So here goes. I will never invest in real estate because,

1. It will skew my asset allocation perhaps forever

Personal finance has two components: insurance (or fortification) and investment.

Investing is all about the right asset allocation. I don’t want to ‘invest’ in an asset that will grab a big chunk of my asset allocation pie perhaps forever.

There are two ways to buy real estate: dip into your liquid net worth and/or leverage.  Even if we assume leveraging does not backfire, I will never be able to find the right balance in my asset allocation.

It is never real estate and equity and fixed income. It is always REAL ESTATE and equity and fixed income. Once I choose to buy real estate, it may take years, if not decades, for other asset classes to occupy a significant portion of your portfolio. I do not find that appealing.

Why would I buy an asset class that practically eliminates my ability (see below) to freely control asset allocation percentages?

2. It is hard to assign “present value” and calculate ‘growth’

I have a real estate returns calculator, but obviously its output depends on inputs! Most people talk about how much their property is worth without actually speaking to potential buyers. It is only when they do so, reality dawns. They would rather ‘wait’ and enjoy low rental yields rather than sell for a ‘low’ price. There is no designated market price.
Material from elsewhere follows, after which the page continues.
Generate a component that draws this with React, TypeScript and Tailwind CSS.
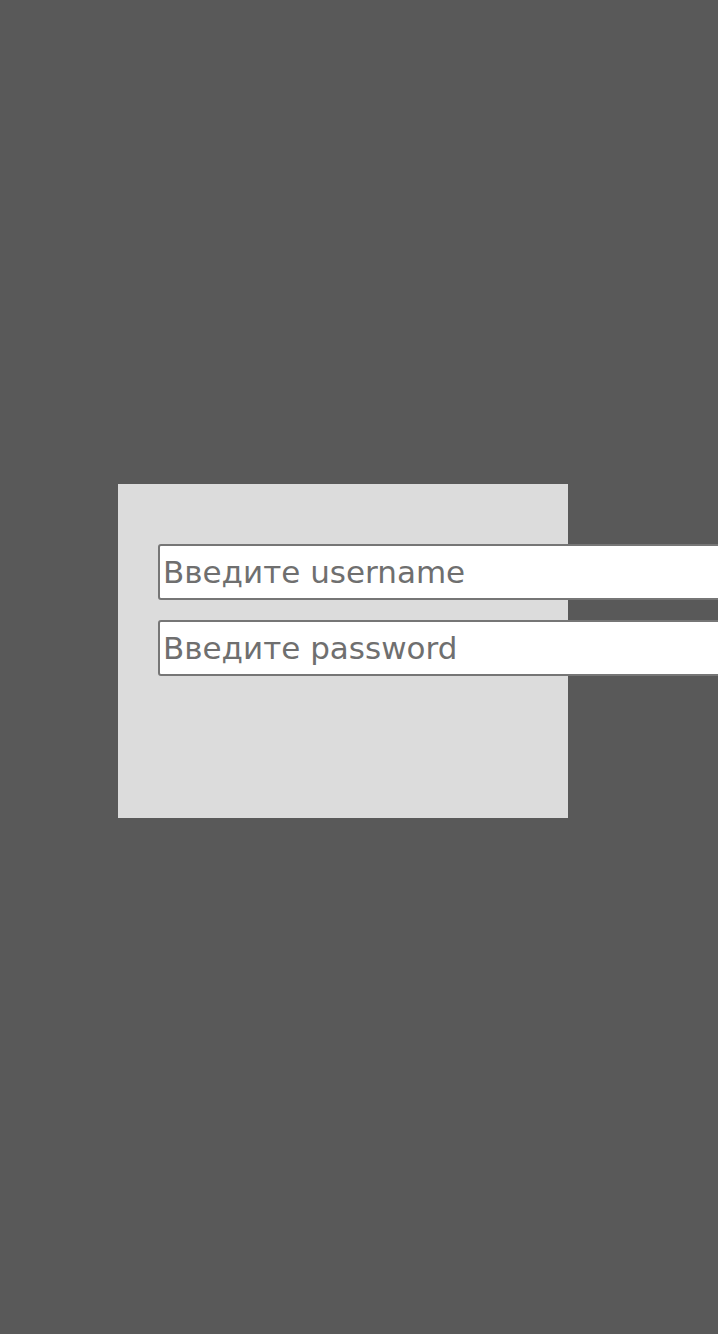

He who haggles the best, wins here.  If there is no universally agreed market price, I cannot understand how risky the asset class is.

I am afraid I do not have the ability to transact without data or wait indefinitely for the right buyer to come along. Would like to buy and sell stuff with a universally accepted price tag attached to it. Would like to buy asset classes with quantifiable volatility.

3. It is not liquid enough when I wish to sell.

This I am sure you have heard before: You cannot sell a small chunk of your property when you feel like, unlike marked to market asset classes which can typically be traded in small amounts and on any business day.

Whether I trade for profit or loss, the freedom and the ease associated with the transaction appeals to me.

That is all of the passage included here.